- **GOAL OF THE EXERCISE**
Copy out all lines with the word "styles" in them.

- **DATA SECTION**

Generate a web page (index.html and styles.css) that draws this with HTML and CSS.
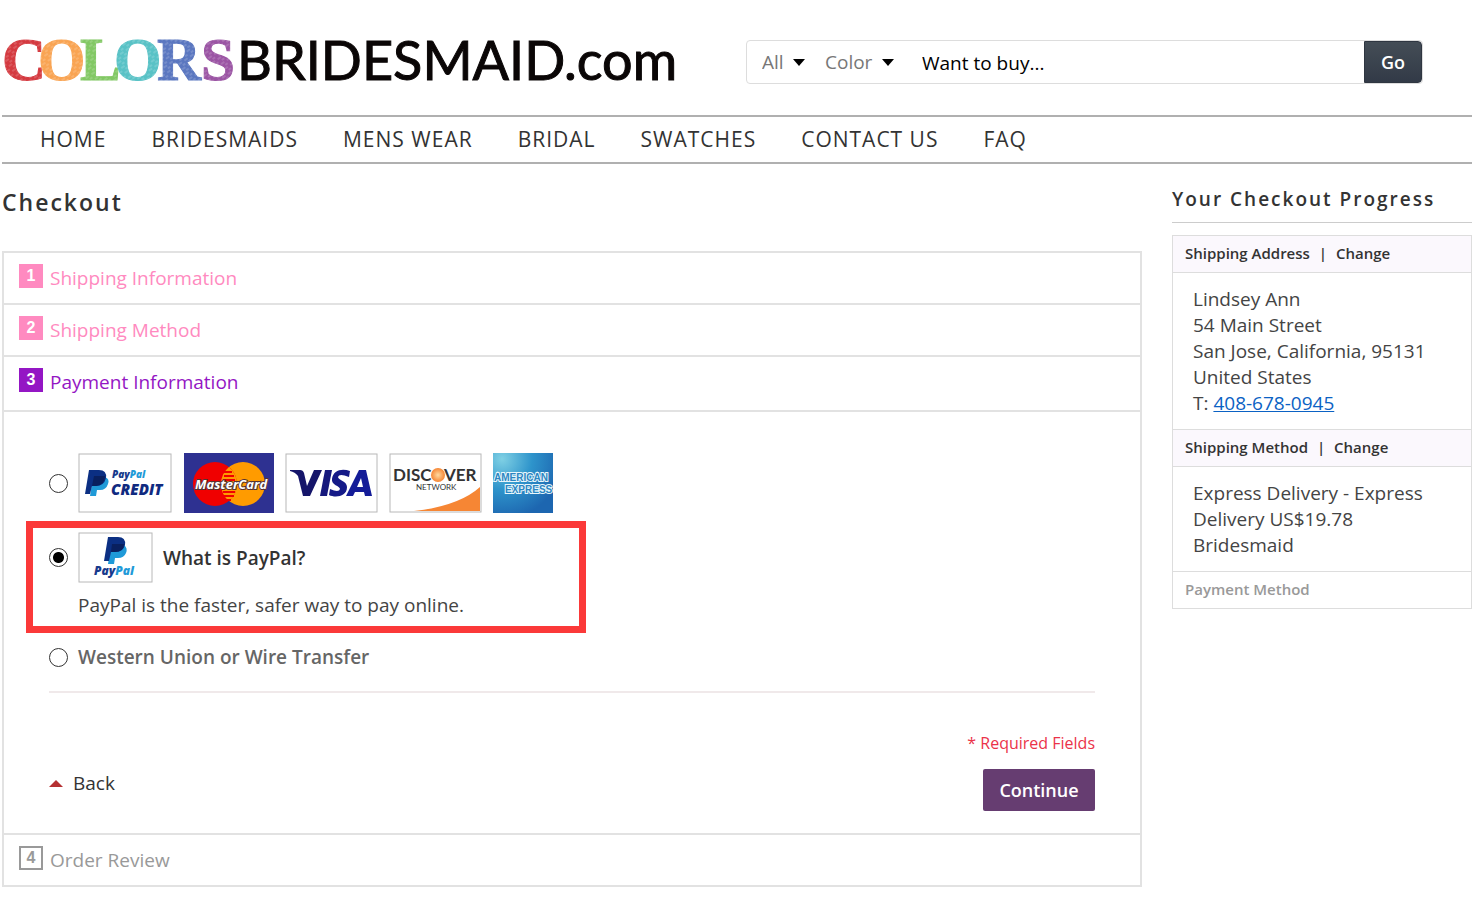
FILE: index.html
```html
<!DOCTYPE html>
<html lang="en">

<head>
    <meta charset="utf-8">
    <meta name="viewport" content="width=device-width, initial-scale=1">
    <title>Checkout</title>
    <link rel="stylesheet" href="styles.css">
</head>

<body>
    <header class="header">
        <a class="logo" href="#">
            <svg width="690" height="60" viewBox="0 0 690 60" role="img" aria-label="ColorsBridesmaid.com">
                <defs>
                    <pattern id="chalk" width="7" height="6" patternUnits="userSpaceOnUse" patternTransform="rotate(-35)">
                        <path d="M0 2h4M3 5h3" stroke="#fff" stroke-width="1" opacity=".3" />
                    </pattern>
                </defs>
                <g class="logo-colors">
                    <text x="0" y="48" fill="#d43a40" stroke="#d43a40">C</text>
                    <text x="36" y="48" fill="#f9a453" stroke="#f9a453">O</text>
                    <text x="78" y="48" fill="#82c864" stroke="#82c864">L</text>
                    <text x="112" y="48" fill="#59c2c6" stroke="#59c2c6">O</text>
                    <text x="155" y="48" fill="#5b77c0" stroke="#5b77c0">R</text>
                    <text x="199" y="48" fill="#9b55a4" stroke="#9b55a4">S</text>
                </g>
                <rect x="0" y="5" width="236" height="46" fill="url(#chalk)" />
                <text class="logo-name" x="235" y="48">BRIDESMAID.com</text>
            </svg>
        </a>
        <form class="search">
            <label class="picker">
                <select class="picker-select" aria-label="Category">
                    <option>All</option>
                </select>
            </label>
            <label class="picker">
                <select class="picker-select" aria-label="Color">
                    <option>Color</option>
                </select>
            </label>
            <input class="search-input" type="text" aria-label="Search" value="Want to buy...">
            <button class="search-button" type="submit">Go</button>
        </form>
    </header>

    <nav class="nav">
        <a href="#">HOME</a>
        <a href="#">BRIDESMAIDS</a>
        <a href="#">MENS WEAR</a>
        <a href="#">BRIDAL</a>
        <a href="#">SWATCHES</a>
        <a href="#">CONTACT US</a>
        <a href="#">FAQ</a>
    </nav>

    <div class="columns">
        <main class="main">
            <h1 class="page-title">Checkout</h1>
            <ol class="steps">
                <li class="step done">
                    <h2 class="step-title"><span class="number">1</span>Shipping Information</h2>
                </li>
                <li class="step done">
                    <h2 class="step-title"><span class="number">2</span>Shipping Method</h2>
                </li>
                <li class="step active">
                    <h2 class="step-title"><span class="number">3</span>Payment Information</h2>
                    <form class="payment">
                        <div class="option">
                            <input class="radio" type="radio" name="payment" id="pay_card" aria-label="Credit card">
                            <label class="cards" for="pay_card">
                                <!-- PayPal Credit -->
                                <svg width="95" height="60" viewBox="0 0 95 60">
                                    <rect class="card-edge" x="1" y="1" width="92" height="58" />
                                    <path d="M15 24h12q5 2 3 7-2 6-8 6h-3l-1 6h-6z" fill="#1f9ad8" />
                                    <path d="M11 17h10q8 0 7 8-2 8-10 8h-4l-2 8H7z" fill="#0b2f83" />
                                    <path d="M16 23h11q0 9-9 10h-4z" fill="#09205f" />
                                    <text class="card-paypal" x="34" y="25" font-size="10"><tspan fill="#173a8c">Pay</tspan><tspan fill="#1f9ad8">Pal</tspan></text>
                                    <text class="card-paypal" x="33" y="42" font-size="15" fill="#102a80">CREDIT</text>
                                </svg>
                                <!-- MasterCard -->
                                <svg width="90" height="60" viewBox="0 0 90 60">
                                    <rect width="90" height="60" fill="#2e3191" />
                                    <circle cx="59" cy="31" r="22" fill="#ff9b00" />
                                    <circle cx="31" cy="31" r="22" fill="#f00000" />
                                    <path d="M45 14a22 22 0 0 1 0 34 22 22 0 0 1 0-34" fill="#ff9b00" />
                                    <path d="M40 19h8M40 23h10M39 27h12M39 39h12M40 43h10M41 47h6" stroke="#f00000" stroke-width="2" />
                                    <text class="card-master" x="11" y="36">MasterCard</text>
                                </svg>
                                <!-- Visa -->
                                <svg width="93" height="60" viewBox="0 0 93 60">
                                    <rect class="card-edge" x="1" y="1" width="91" height="58" />
                                    <path d="M5 17h10q3 0 4 3l3 13 7-16h8L25 43h-7l-5-20q-3-4-8-5z" fill="#15156a" />
                                    <path d="M40 17h7l-5 26h-7z" fill="#15187d" />
                                    <path d="M65 18l-1 6q-10-4-11 0c0 3 9 4 9 10 0 10-12 11-18 8l1-6q9 4 10 0c0-3-9-4-8-10 1-9 10-11 18-8z" fill="#151a88" />
                                    <path d="M74 17h7l6 26h-7l-1-4h-9l-2 4h-7zm2 8-4 9h6z" fill="#141c98" fill-rule="evenodd" />
                                </svg>
                                <!-- Discover -->
                                <svg width="93" height="60" viewBox="0 0 93 60">
                                    <defs>
                                        <radialGradient id="disc">
                                            <stop offset="0" stop-color="#ffd9a0" />
                                            <stop offset="1" stop-color="#f68634" />
                                        </radialGradient>
                                    </defs>
                                    <rect class="card-edge" x="1" y="1" width="91" height="58" />
                                    <path d="M25 58Q70 53 91 34v24z" fill="#f68634" />
                                    <text class="card-discover" x="4" y="28">DISC</text>
                                    <circle cx="49" cy="22" r="7" fill="url(#disc)" />
                                    <text class="card-discover" x="55" y="28">VER</text>
                                    <text class="card-network" x="27" y="37">NETWORK</text>
                                </svg>
                                <!-- American Express -->
                                <svg width="60" height="60" viewBox="0 0 60 60">
                                    <defs>
                                        <radialGradient id="amex" cx=".15" cy=".1" r="1">
                                            <stop offset="0" stop-color="#7fd0e4" />
                                            <stop offset=".5" stop-color="#2e94cb" />
                                            <stop offset="1" stop-color="#1d66b0" />
                                        </radialGradient>
                                    </defs>
                                    <rect width="60" height="60" fill="url(#amex)" />
                                    <text class="card-amex" x="1" y="28">AMERICAN</text>
                                    <text class="card-amex" x="12" y="40">EXPRESS</text>
                                </svg>
                            </label>
                        </div>
                        <div class="option highlight">
                            <div class="option-row">
                                <input class="radio" type="radio" name="payment" id="pay_paypal" checked>
                                <label class="paypal-label" for="pay_paypal">
                                    <svg width="75" height="51" viewBox="0 0 75 51">
                                        <rect class="card-edge" x="1" y="1" width="73" height="49" />
                                        <path d="M33 13h13q4 3 2 8-2 5-8 5h-3l-1 6h-6z" fill="#1f9ad8" />
                                        <path d="M30 5h10q8 0 7 8-2 7-10 7h-4l-2 9h-5z" fill="#0b2f83" />
                                        <path d="M34 12h12q0 8-9 8h-4z" fill="#09205f" />
                                        <text class="card-paypal" x="16" y="43" font-size="12"><tspan fill="#173a8c">Pay</tspan><tspan fill="#1f9ad8">Pal</tspan></text>
                                    </svg>
                                    What is PayPal?
                                </label>
                            </div>
                            <p class="option-note">PayPal is the faster, safer way to pay online.</p>
                        </div>
                        <div class="option wire">
                            <input class="radio" type="radio" name="payment" id="pay_wire">
                            <label class="wire-label" for="pay_wire">Western Union or Wire Transfer</label>
                        </div>
                        <p class="required">* Required Fields</p>
                        <div class="buttons">
                            <a class="back" href="#">Back</a>
                            <button class="continue" type="submit">Continue</button>
                        </div>
                    </form>
                </li>
                <li class="step">
                    <h2 class="step-title"><span class="number">4</span>Order Review</h2>
                </li>
            </ol>
        </main>

        <aside class="sidebar">
            <h2 class="sidebar-title">Your Checkout Progress</h2>
            <div class="progress">
                <h3 class="progress-title">Shipping Address <span class="separator">|</span> <a href="#">Change</a></h3>
                <address class="progress-text">
                    Lindsey Ann<br>
                    54 Main Street<br>
                    San Jose, California, 95131<br>
                    United States<br>
                    T: <a class="phone" href="tel:4086780945">408-678-0945</a>
                </address>
                <h3 class="progress-title">Shipping Method <span class="separator">|</span> <a href="#">Change</a></h3>
                <p class="progress-text">
                    Express Delivery - Express Delivery US$19.78 Bridesmaid
                </p>
                <h3 class="progress-title pending">Payment Method</h3>
            </div>
        </aside>
    </div>
</body>

</html>
```

FILE: styles.css
```css
* {
    box-sizing: border-box;
}

body {
    margin: 0;
    padding: 0 3px 0 2px;
    background-color: #fff;
    font-family: "Open Sans", sans-serif;
    font-size: 19px;
    color: #444;
}

h1,
h2,
h3,
p,
ol {
    margin: 0;
    padding: 0;
    font-weight: normal;
}

a {
    color: inherit;
    text-decoration: none;
}

svg {
    display: block;
}

/* header */
.header {
    display: flex;
    justify-content: space-between;
    align-items: center;
    height: 115px;
    padding: 9px 49px 0 0;
}

.logo-colors {
    font-family: "Liberation Serif", serif;
    font-size: 61px;
    font-weight: bold;
    stroke-width: 1px;
}

.logo-name {
    font-family: Lato, sans-serif;
    font-size: 54px;
    fill: #0a0606;
    stroke: #0a0606;
    stroke-width: 1px;
}

.search {
    display: flex;
    width: 677px;
    height: 44px;
    border: 1px solid #ddd;
    border-radius: 4px;
    padding-left: 15px;
}

.picker {
    display: flex;
    align-items: center;
    margin-right: 20px;
}

.picker::after {
    content: "";
    border: 6px solid transparent;
    border-top: 7px solid #000;
    border-bottom: 0;
    margin-left: 9px;
}

.picker-select {
    appearance: none;
    border: 0;
    padding: 0;
    background: none;
    font: inherit;
    color: #777;
}

.search-input {
    flex: 1;
    min-width: 0;
    border: 0;
    padding: 2px 8px 0;
    background: none;
    font: inherit;
    color: #000;
}

.search-button {
    width: 58px;
    border: 1px solid #2f3641;
    border-radius: 0 4px 4px 0;
    background: linear-gradient(#444d56, #323a47);
    font: inherit;
    font-size: 18px;
    font-weight: 600;
    color: #fff;
}

.nav {
    display: flex;
    flex-wrap: wrap;
    gap: 45px;
    padding: 0 38px;
    border-top: 2px solid #b0b0b0;
    border-bottom: 2px solid #b0b0b0;
    font-size: 21px;
    line-height: 45px;
    letter-spacing: 1px;
    color: #333;
}

/* page */
.columns {
    display: grid;
    grid-template-columns: 1fr 300px;
    gap: 30px;
}

.page-title {
    margin: 22px 0 33px;
    font-size: 23px;
    font-weight: 600;
    line-height: 32px;
    letter-spacing: 2px;
    color: #333;
}

.steps {
    list-style: none;
    border: 2px solid #e2e2e2;
    border-top: 0;
}

.step {
    border-top: 2px solid #e2e2e2;
    color: #999;
}

.step-title {
    display: flex;
    align-items: center;
    gap: 7px;
    height: 50px;
    padding: 0 15px;
    font-size: 19px;
}

.number {
    width: 24px;
    height: 24px;
    margin-bottom: 4px;
    border: 2px solid #999;
    font-family: "Liberation Sans", sans-serif;
    font-size: 16px;
    font-weight: bold;
    line-height: 20px;
    text-align: center;
}

.done {
    color: #ff8ac0;
}

.done .number {
    border-color: #ff8ac0;
    background-color: #ff8ac0;
    color: #fff;
}

.active .step-title {
    height: 53px;
    padding-bottom: 3px;
    color: #9416c4;
}

.active .number {
    border-color: #9416c4;
    background-color: #9416c4;
    color: #fff;
}

/* payment options */
.payment {
    padding: 41px 45px 22px;
    border-top: 2px solid #e2e2e2;
}

.option {
    display: flex;
    align-items: center;
}

.radio {
    appearance: none;
    flex: none;
    width: 19px;
    height: 19px;
    margin: 0 10px 0 0;
    border: 1px solid #333;
    border-radius: 50%;
    background-color: #fff;
}

.radio:checked {
    background-image: radial-gradient(circle, #000 5px, transparent 6px);
}

.cards {
    display: flex;
    gap: 11px;
}

.card-edge {
    fill: #fff;
    stroke: #b8b8b8;
    stroke-width: 1px;
}

.card-paypal {
    font-family: "Open Sans", sans-serif;
    font-weight: 800;
    font-style: italic;
}

.card-master {
    font-family: "Open Sans", sans-serif;
    font-size: 13px;
    font-weight: 700;
    font-style: italic;
    fill: #fff;
    stroke: #533;
    stroke-width: 2px;
    paint-order: stroke;
}

.card-discover {
    font-family: Lato, sans-serif;
    font-size: 17px;
    font-weight: bold;
    fill: #333;
}

.card-network {
    font-family: Lato, sans-serif;
    font-size: 8px;
    fill: #333;
}

.card-amex {
    font-family: "Liberation Sans", sans-serif;
    font-size: 10px;
    font-weight: bold;
    fill: #2b86c2;
    stroke: #e8f6fb;
    stroke-width: 2px;
    paint-order: stroke;
}

.highlight {
    display: block;
    width: 560px;
    max-width: 100%;
    margin: 8px 0 0 -23px;
    padding: 4px 16px 7px;
    border: 7px solid #fb3939;
}

.option-row {
    display: flex;
    align-items: center;
}

.paypal-label {
    display: flex;
    align-items: center;
    gap: 10px;
    font-weight: 600;
    color: #333;
}

.option-note {
    margin: 8px 0 0 29px;
    line-height: 28px;
    color: #444;
}

.wire {
    padding: 12px 0 22px;
    border-bottom: 2px solid #f0e9ea;
}

.wire-label {
    font-weight: 600;
    line-height: 24px;
    color: #666;
}

.required {
    margin: 38px 0 14px;
    font-size: 16px;
    line-height: 24px;
    text-align: right;
    color: #eb3349;
}

.buttons {
    display: flex;
    justify-content: space-between;
    align-items: center;
}

.back {
    display: flex;
    align-items: center;
    gap: 10px;
    margin-bottom: 14px;
    color: #333;
}

.back::before {
    content: "";
    border: 7px solid transparent;
    border-top: 0;
    border-bottom: 7px solid #b53032;
}

.continue {
    width: 112px;
    height: 42px;
    border: 0;
    border-radius: 2px;
    background-color: #663d71;
    font: inherit;
    font-size: 18px;
    font-weight: 600;
    color: #fff;
}

/* progress column */
.sidebar-title {
    margin: 19px 0 12px;
    padding-bottom: 7px;
    border-bottom: 1px solid #ccc;
    font-size: 19px;
    font-weight: 600;
    line-height: 32px;
    letter-spacing: 2px;
    color: #333;
}

.progress {
    border: 1px solid #ddd;
    border-top: 0;
}

.progress-title {
    padding: 0 12px 1px;
    border-top: 1px solid #ddd;
    background-color: #fbf8fd;
    font-size: 15px;
    font-weight: 600;
    line-height: 35px;
    color: #333;
}

.separator {
    margin: 0 5px;
}

.progress-text {
    padding: 13px 20px;
    border-top: 1px solid #ddd;
    font-style: normal;
    line-height: 26px;
}

.phone {
    color: #0b62c4;
    text-decoration: underline;
}

.pending {
    background-color: #fff;
    color: #999;
}
```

- **EXERCISE SOLUTION**
Generate a web page (index.html and styles.css) that draws this with HTML and CSS.
    <link rel="stylesheet" href="styles.css">
FILE: styles.css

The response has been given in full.